En mars dernier, c’est une jeune femme de 34 ans, habitant à Tlemcen (à l’ouest du pays), qui l’a appris à ses dépens. Zoulikha Belarbi avait partagé sur les réseaux sociaux un montage photo montrant le président Bouteflika et son frère Saïd entouré par un harem d’hommes et de femmes politiques pro-pouvoir. Elle a été condamnée à 100 000 dinars d’amende.
« Des cas comme ceux de Bouhafs ou Belarbi, il y en a beaucoup d’autres ! », assure Saïd Salhi. « De nombreux Algériens de confession musulmane mais de rite ahmadi et même des chiites font l’objet de poursuites. »
De religion, il en a aussi été question en août, lors de la publication du dernier rapport du département d’État américain sur la liberté de culte en Algérie. Aux critiques formulées sur les pratiques du gouvernement à l’égard des non-musulmans, le ministère des Affaires religieuses Mohamed Aïssa a rétorqué que « l’Algérie n’avait pas besoin de tierce partie pour la juger » et celui des Affaires étrangères, Ramtane Lamamra, a conclu à « une incompréhension de [notre] culture nationale ».
Dans un communiqué, Amnesty International rappelle que « la Constitution algérienne garantit la liberté de religion mais fait de l’islam la religion d’État.
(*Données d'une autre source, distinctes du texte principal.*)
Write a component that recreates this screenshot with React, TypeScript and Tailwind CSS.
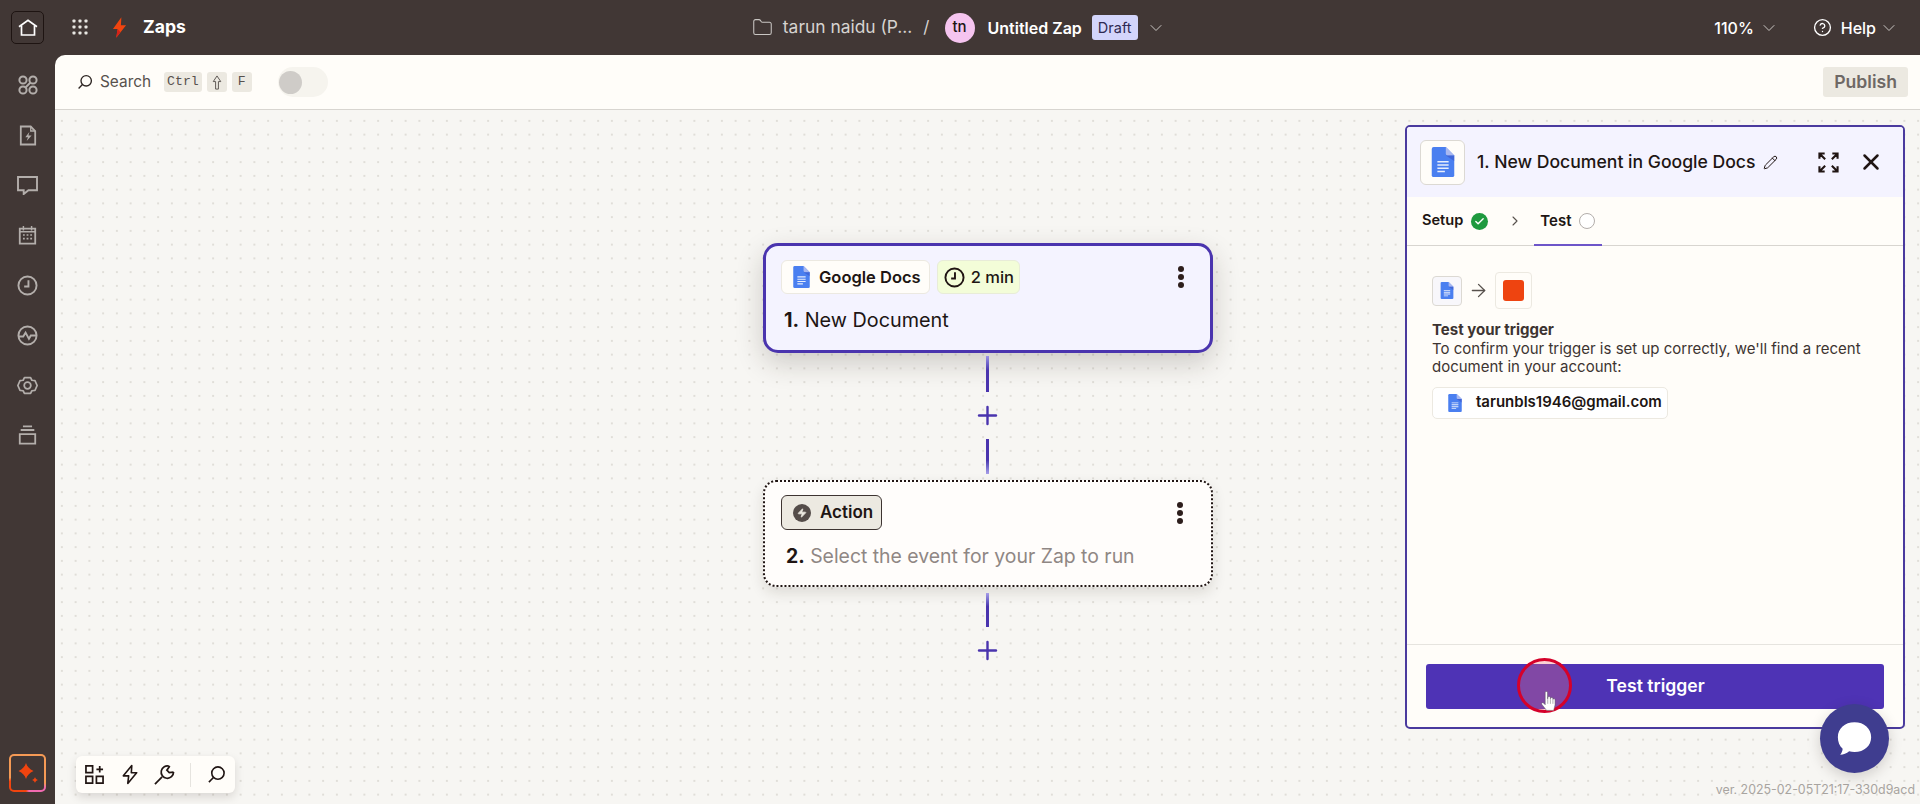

Des dispositions vagues figurant dans le code pénal et l’ordonnance 06-03 fixant les conditions et règles d'exercice des cultes autres que musulmans, une loi adoptée en 2006, ont été utilisées pour persécuter des personnes pour l’exercice pacifique de leur droit à la liberté d'expression, de religion et de conviction ».
Human Rights Watch (HRW) a appelé les autorités à « relâcher immédiatement Bouhafs » et à arrêter les poursuites en cas d'expression pacifique de points de vue religieux, politiques ou autres.
Le prochain cas médiatisé sera probablement celui de Mohamed Tamalt. Ce journaliste, ressortissant algéro-britannique, est incarcéré depuis le 27 juin. Au lendemain de son arrestation, le 27 juin, devant son domicile, il a comparu devant le ministère public à Alger.
Pour ses publications sur Facebook, dont une vidéo diffusée le 2 avril, présentant un poème subversif et des images du président Bouteflika, il a été condamné à deux ans de prison ferme et à une amende de 200 000 dinars (1 600 euros). Selon sa famille, il est aujourd’hui hospitalisé suite à une grève de la faim.